(Rows from a dataset of pages and code)
####################
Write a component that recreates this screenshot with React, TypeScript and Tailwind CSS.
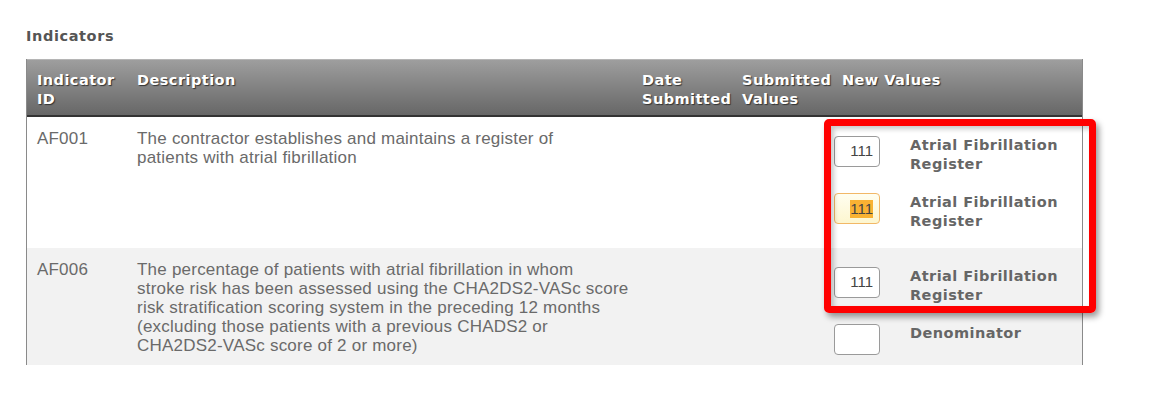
import React from "react";

const head = { fontFamily: '"DejaVu Sans", Verdana, sans-serif' };
const body = { fontFamily: '"Liberation Sans", Tahoma, Arial, sans-serif' };

type Field = { value: string; label: string; focused?: boolean };

// description lines are kept as the source page wraps them
const rows: { id: string; lines: string[]; fields: Field[]; shaded: boolean }[] = [
  {
    id: "AF001",
    lines: ["The contractor establishes and maintains a register of", "patients with atrial fibrillation"],
    fields: [
      { value: "111", label: "Atrial Fibrillation Register" },
      { value: "111", label: "Atrial Fibrillation Register", focused: true },
    ],
    shaded: false,
  },
  {
    id: "AF006",
    lines: [
      "The percentage of patients with atrial fibrillation in whom",
      "stroke risk has been assessed using the CHA2DS2-VASc score",
      "risk stratification scoring system in the preceding 12 months",
      "(excluding those patients with a previous CHADS2 or",
      "CHA2DS2-VASc score of 2 or more)",
    ],
    fields: [
      { value: "111", label: "Atrial Fibrillation Register" },
      { value: "", label: "Denominator" },
    ],
    shaded: true,
  },
];

const cols = "grid grid-cols-[100px_505px_100px_100px_1fr]";

function ValueBox({ field }: { field: Field }) {
  if (field.focused) {
    return (
      <div
        className="flex h-[31px] w-[46px] shrink-0 items-center justify-end rounded-[4px] border border-[#f2b867] bg-gradient-to-b from-[#fffef0] to-[#fdf6cf] pr-[6px] text-[15px] text-[#444]"
        style={body}
      >
        <span className="bg-[#f9b233] leading-[18px]">{field.value}</span>
      </div>
    );
  }
  return (
    <div
      className="flex h-[31px] w-[46px] shrink-0 items-center justify-end rounded-[4px] border border-[#9a9a9a] bg-white pr-[6px] text-[15px] text-[#444]"
      style={body}
    >
      {field.value}
    </div>
  );
}

export default function App() {
  return (
    <div className="relative h-[403px] w-[1150px] overflow-hidden bg-white">
      <div className="pl-[26px] pt-[27px]">
        <h2 className="text-[14.5px] font-bold leading-[19px] tracking-[0.6px] text-[#555]" style={head}>
          Indicators
        </h2>

        <div className="mt-[13px] h-[306px] w-[1057px] overflow-hidden border-x border-[#8a8a8a]">
          <div
            className={`${cols} border-t border-b-2 border-t-[#b5b5b5] border-b-[#333] bg-gradient-to-b from-[#9e9e9e] to-[#676767] pb-[6px] pt-[11px] text-[14.5px] font-bold leading-[19px] tracking-[0.45px] text-white [text-shadow:1px_1px_1px_#333]`}
            style={head}
          >
            <div className="pl-[10px]">Indicator ID</div>
            <div className="pl-[10px]">Description</div>
            <div className="pl-[10px]">Date Submitted</div>
            <div className="pl-[10px]">Submitted Values</div>
            <div className="pl-[10px]">New Values</div>
          </div>

          {rows.map((r) => (
            <div key={r.id} className={`${cols} ${r.shaded ? "bg-[#f2f2f2]" : "bg-white"}`}>
              <div className="pl-[10px] pt-[12px] text-[17px] leading-[19px] tracking-[0.2px] text-[#6a6a6a]" style={body}>
                {r.id}
              </div>
              <div className="pl-[10px] pt-[12px] text-[17px] leading-[19px] tracking-[0.22px] text-[#6a6a6a]" style={body}>
                {r.lines.map((l, i) => (
                  <div key={i} className="whitespace-nowrap">
                    {l}
                  </div>
                ))}
              </div>
              <div />
              <div />
              <div className="flex flex-col gap-[19px] pb-[17px] pl-[2px] pr-[6px] pt-[19px]">
                {r.fields.map((f, i) => (
                  <div key={i} className="flex items-start gap-[30px]">
                    <ValueBox field={f} />
                    <div
                      className="min-h-[38px] text-[14.5px] font-bold leading-[19px] tracking-[0.45px] text-[#666]"
                      style={head}
                    >
                      {f.label}
                    </div>
                  </div>
                ))}
              </div>
            </div>
          ))}
        </div>
      </div>

      {/* callout annotation drawn over the table */}
      <div className="pointer-events-none absolute left-[824px] top-[119px] h-[194px] w-[272px] rounded-[5px] border-[7px] border-[#ff0000] shadow-[3px_4px_6px_rgba(0,0,0,0.4),inset_3px_3px_5px_rgba(0,0,0,0.22)]" />
    </div>
  );
}
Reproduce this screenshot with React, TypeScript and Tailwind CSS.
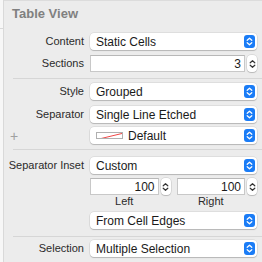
import React from "react";

const font = { fontFamily: '"Liberation Sans", Arial, sans-serif' };

function Chevrons({ color, size = 9 }: { color: string; size?: number }) {
  return (
    <svg width="7" height={size} viewBox="0 0 7 9" fill="none">
      <path d="M1.2 3.3 L3.5 1.2 L5.8 3.3" stroke={color} strokeWidth="1.2" strokeLinecap="round" strokeLinejoin="round" />
      <path d="M1.2 5.7 L3.5 7.8 L5.8 5.7" stroke={color} strokeWidth="1.2" strokeLinecap="round" strokeLinejoin="round" />
    </svg>
  );
}

function Popup({ children, className = "" }: { children: React.ReactNode; className?: string }) {
  return (
    <div
      className={`h-[17px] bg-white rounded-[4px] flex items-center pl-[6px] pr-[2px] shadow-[0_0_0_0.5px_rgba(0,0,0,0.12),0_1px_1px_rgba(0,0,0,0.18)] ${className}`}
    >
      <div className="flex-1 flex items-center text-[12px] text-[#1a1a1a] leading-none whitespace-nowrap">{children}</div>
      <div className="w-[11px] h-[13px] rounded-[3px] bg-[#1a7cf6] flex items-center justify-center">
        <Chevrons color="#ffffff" />
      </div>
    </div>
  );
}

function Stepper() {
  return (
    <div className="w-[10px] h-[17px] bg-white rounded-[4px] flex items-center justify-center shadow-[0_0_0_0.5px_rgba(0,0,0,0.15),0_1px_1px_rgba(0,0,0,0.15)]">
      <Chevrons color="#333333" size={12} />
    </div>
  );
}

function Field({ value }: { value: string }) {
  return (
    <div className="flex-1 h-[17px] bg-white border border-[#c8c8c8] border-t-[#b8b8b8] flex items-center justify-end pr-[3px] text-[12px] text-[#1a1a1a] leading-none">
      {value}
    </div>
  );
}

function Label({ children }: { children: React.ReactNode }) {
  return <div className="w-[80px] text-right text-[11px] text-[#2a2a2a] leading-none pr-0">{children}</div>;
}

function Row({ label, children, className = "" }: { label?: string; children: React.ReactNode; className?: string }) {
  return (
    <div className={`flex items-center ${className}`}>
      <Label>{label}</Label>
      <div className="flex-1 ml-[6px] mr-[5px]">{children}</div>
    </div>
  );
}

function Divider({ className = "" }: { className?: string }) {
  return <div className={`ml-[9px] h-px bg-[#d6d6d6] ${className}`} />;
}

export default function App() {
  return (
    <div className="w-[262px] h-[262px] bg-[#ececec] flex overflow-hidden" style={font}>
      <div className="w-[4px] h-full bg-[#f7f7f7] border-r border-[#d9d9d9] flex flex-col">
        <div className="h-[29px] border-b border-[#d9d9d9]" />
      </div>
      <div className="flex-1 flex flex-col border-t border-[#dcdcdc]">
        <div className="mt-[5px] ml-[8px] text-[13px] font-bold text-[#808080] leading-[16px]">Table View</div>

        <Row label="Content" className="mt-[11px]">
          <Popup>Static Cells</Popup>
        </Row>

        <Row label="Sections" className="mt-[5px]">
          <div className="flex items-center gap-[2px]">
            <Field value="3" />
            <Stepper />
          </div>
        </Row>

        <Divider className="mt-[6px]" />

        <Row label="Style" className="mt-[4px]">
          <Popup>Grouped</Popup>
        </Row>

        <Row label="Separator" className="mt-[6px]">
          <Popup>Single Line Etched</Popup>
        </Row>

        <div className="flex items-center mt-[4px]">
          <div className="w-[80px] pl-[6px] text-[14px] leading-none text-[#a0a0a0]">+</div>
          <div className="flex-1 ml-[6px] mr-[5px]">
            <Popup>
              <div className="w-[27px] h-[7px] bg-white border border-[#b0b0b0] mr-[5px] relative overflow-hidden">
                <svg width="27" height="7" viewBox="0 0 27 7" className="absolute inset-0">
                  <line x1="0" y1="6.5" x2="27" y2="0" stroke="#e33" strokeWidth="0.9" />
                </svg>
              </div>
              Default
            </Popup>
          </div>
        </div>

        <Divider className="mt-[5px]" />

        <Row label="Separator Inset" className="mt-[7px]">
          <Popup>Custom</Popup>
        </Row>

        <div className="flex mt-[4px] ml-[86px] mr-[5px] gap-[6px]">
          <div className="flex-1 flex flex-col items-stretch">
            <div className="flex items-center gap-[2px]">
              <Field value="100" />
              <Stepper />
            </div>
            <div className="pr-[12px] text-center text-[11px] text-[#2a2a2a] leading-[11px] mt-[1px]">Left</div>
          </div>
          <div className="flex-1 flex flex-col items-stretch">
            <div className="flex items-center gap-[2px]">
              <Field value="100" />
              <Stepper />
            </div>
            <div className="pr-[12px] text-center text-[11px] text-[#2a2a2a] leading-[11px] mt-[1px]">Right</div>
          </div>
        </div>

        <Row className="mt-[5px]">
          <Popup>From Cell Edges</Popup>
        </Row>

        <Divider className="mt-[7px]" />

        <Row label="Selection" className="mt-[3px]">
          <Popup>Multiple Selection</Popup>
        </Row>
      </div>
    </div>
  );
}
####################
= INSTRUCTION =
Gather all lines of the records that include the word "Tailwind".

= WRITTEN ANSWER =
Write a component that recreates this screenshot with React, TypeScript and Tailwind CSS.
Reproduce this screenshot with React, TypeScript and Tailwind CSS.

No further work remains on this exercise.